INDEMNITY. Recipient will defend, indemnify, and hold 1in6 and its officers, directors, employees, and agents harmless from and against any and all claims, losses, liabilities, damages, costs, and expenses (including attorneys’ fees, expert witness fees, and court costs) directly or indirectly arising from or relating to: (a) any use or misuse or performance of the Film by or for Recipient; (b) any breach of this Agreement by Recipient; (c) the negligence, willful misconduct, or fraud of Recipient.
TERM AND TERMINATION.
Term. The term of this Agreement will begin on the Effective Date and continues until the License Termination Date.
Termination. Either Party may immediately terminate this Agreement by giving a written notice of termination to the other Party. Upon termination of this Agreement, (i) the licenses granted by 1in6 to Recipient under this Agreement will be immediately revoked, and (ii) Recipient will immediately cease all further use of the Film and will promptly either return to 1in6 or destroy (at 1in6’s election) any copies of the Film in Recipient’s possession.
Survival. Sections 3, 4, 5, 6, 7, 8.2, 8.3 and 9 shall survive any termination or expiration of this Agreement.
Counterparts and Facsimile. This Agreement may be executed in multiple counterparts each of which will be deemed an original, and all of which collectively constitute a single document.
Severability. In the event any term, condition, or provision of this Agreement is held to be invalid, void, or otherwise unenforceable by any court of competent jurisdiction, the fact that such term, covenant, condition, or provision is invalid, void, or otherwise unenforceable shall in no way affect the validity or enforceability of any other term, covenant, condition, or provision of this Agreement.

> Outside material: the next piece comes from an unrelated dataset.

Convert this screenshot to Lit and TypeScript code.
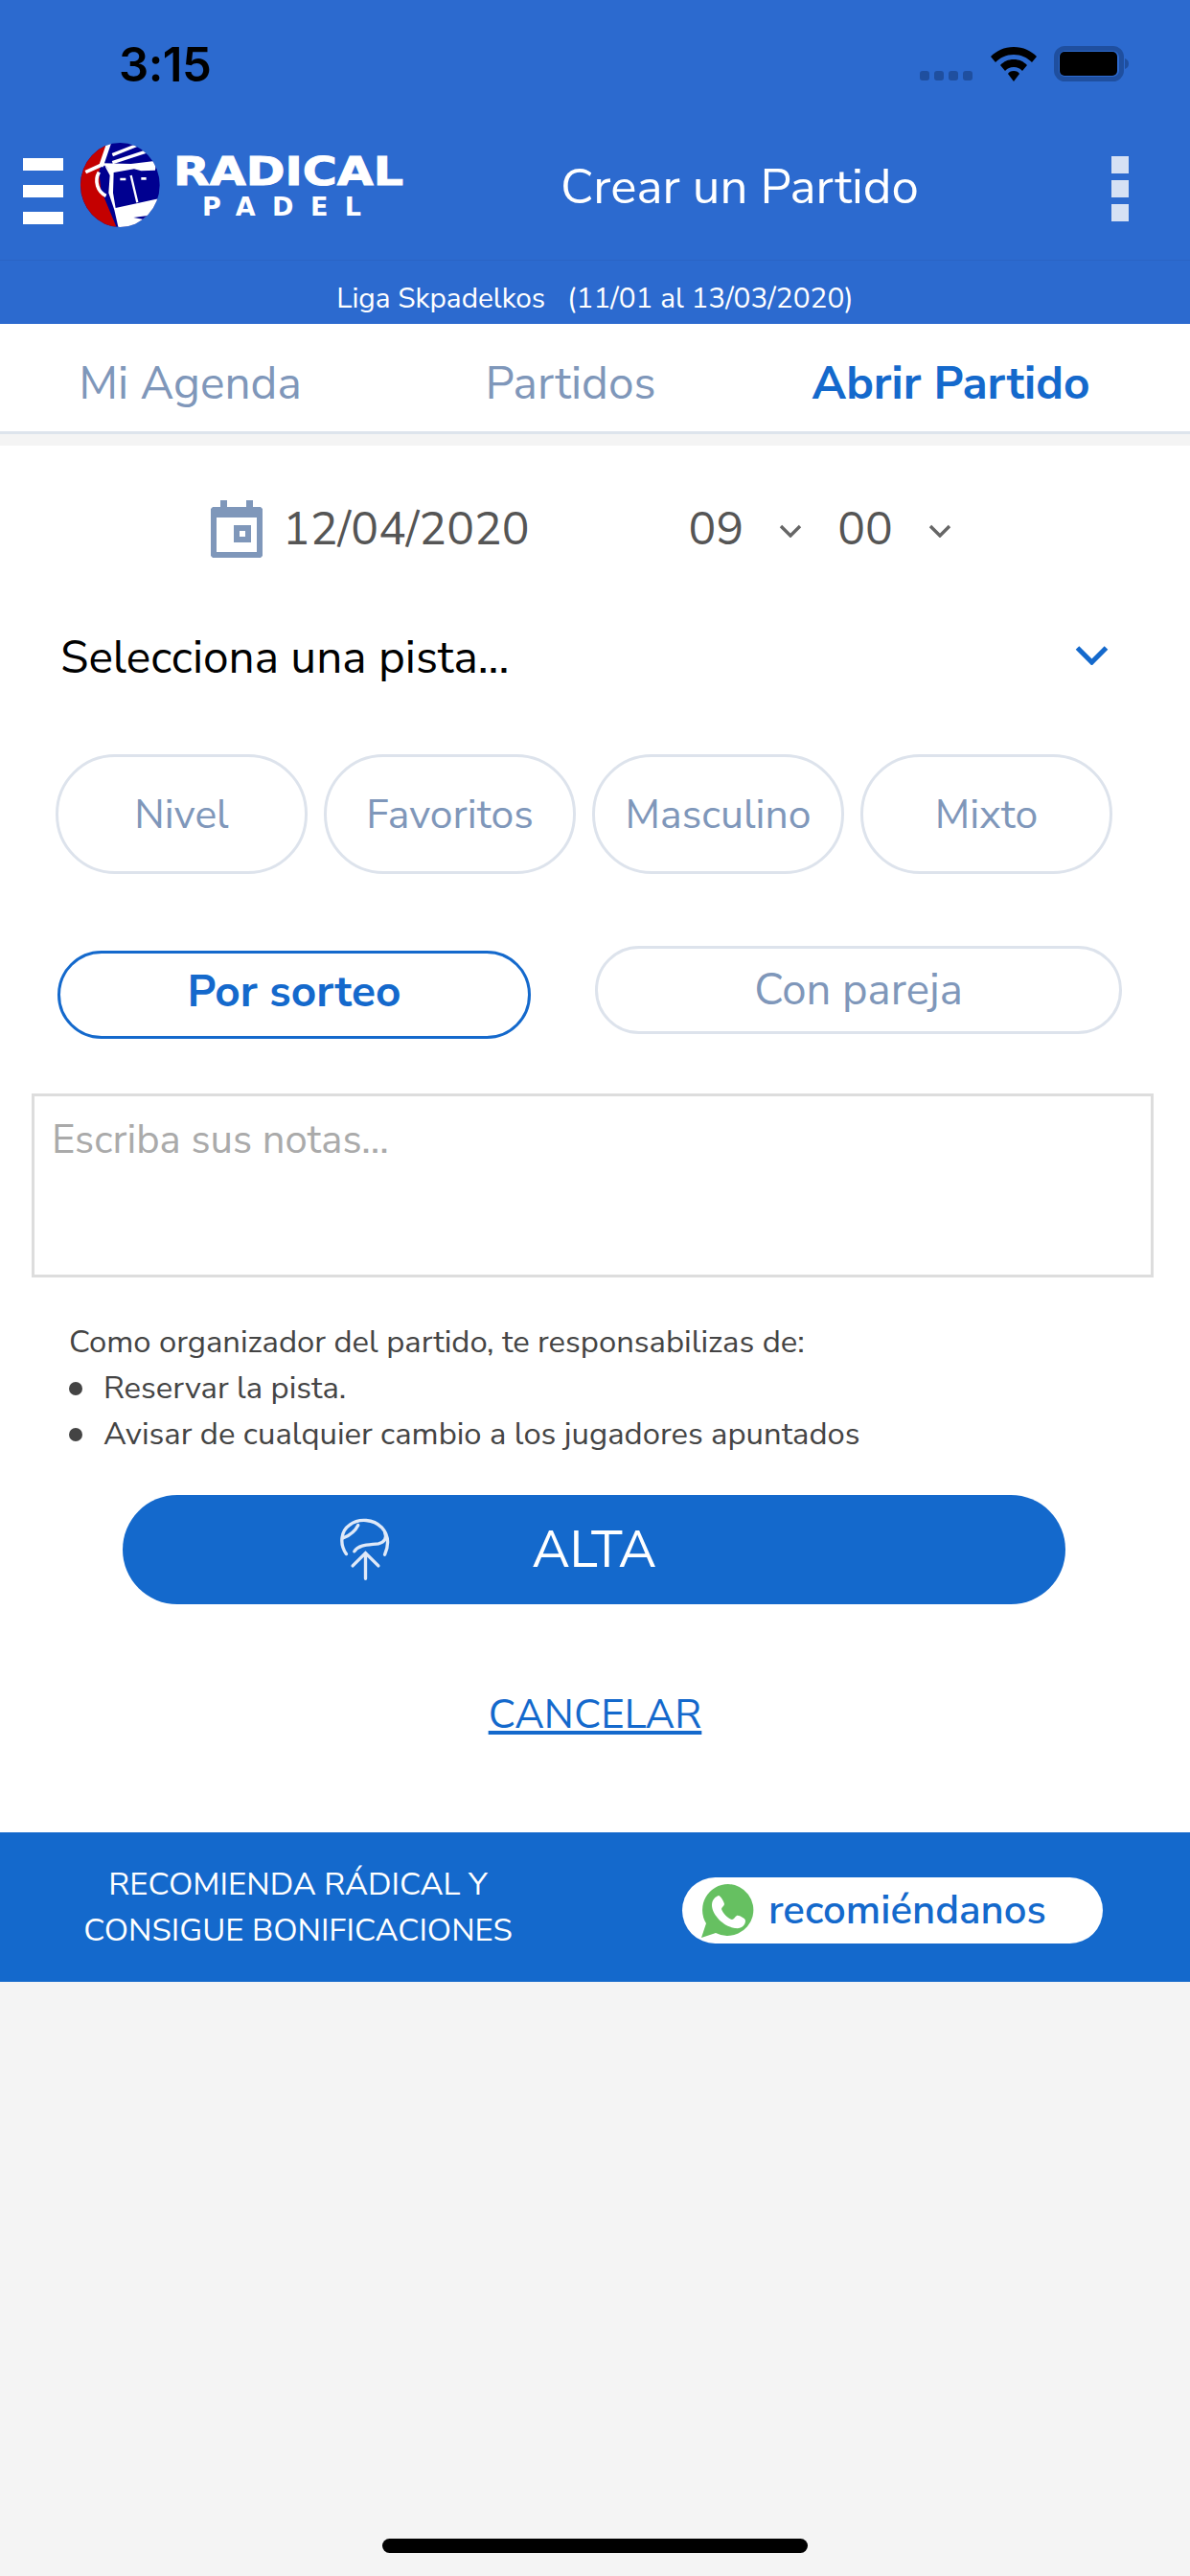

Governing Law, Jurisdiction and Venue. This Agreement shall be governed by, construed and enforced in accordance with the law applicable in the United States and the State of California without giving effect to such state’s laws addressing conflicts of law. The Parties hereto agree that the state and federal courts in Orange County, CA shall have exclusive jurisdiction over any disputes arising under this Agreement and each of the parties hereto consents to and shall not dispute the exclusive jurisdiction and venue of said district for such purpose.
Injunctive Relief. Recipient acknowledges and agrees that any actual or threatened breach of this Agreement by Recipient will constitute immediate and irreparable harm to 1in6 for which monetary damages would be an inadequate remedy and that injunctive relief is an appropriate remedy for such breach.
Attorneys’ Fees. In the event of litigation between the Parties with respect to this Agreement or the transaction contemplated hereby, the prevailing Party therein shall be entitled to recover from the losing party all of its costs of enforcement and litigation, including, but not limited to, its reasonable attorneys’ and paralegal fees, witness fees, court reporters’ fees and other related costs.
Relationship of the Parties. This Agreement shall not be deemed or construed by the parties, nor by any third party, as creating the relationship of (a) principal and agent, (b) partnership or other associate relationship, or (c) joint venture between the Parties, nor shall this Agreement be construed to authorize either to act as agent for the other.
Notice Requirements. All notifications under this Agreement regarding breach, indemnity or termination shall be in writing and shall be addressed, (a) if (i) to 1in6, at the address set forth below, and (ii) if to Recipient, at the address designated by Recipient or if none, then at such address which 1in6 reasonably identifies for Recipient, or (b) at such other address as may hereafter be designated by either party in writing. All other notices under this Agreement may be accomplished via electronic mail (“email”).
IF TO 1IN6:
P.O. Box 222033
Santa Clarita, CA 91322
ATTN: Steve LePore
Assignment. This Agreement, including any rights and obligations hereunder, may not be assigned or delegated by Recipient, whether by merger, operation of law, or otherwise, to any third party, without the prior express written consent of 1in6. This Agreement, including any rights and obligations hereunder, may be assigned or delegated by 1in6 to any entity, including but not limited to any trustee appointed for 1in6. This Agreement is binding upon each of the Parties and their respective heirs, executors, administrators, successors and permitted assigns. Any attempted assignment in violation of the foregoing will be null and void.
Entire Agreement. This Agreement embodies the entire agreement between the Parties in connection with the transactions contemplated hereby, and there are no oral or parol agreements, representations, or inducements existing between the Parties relating to subject matter of this Agreement. This Agreement may only be modified by a written agreement executed by both Parties.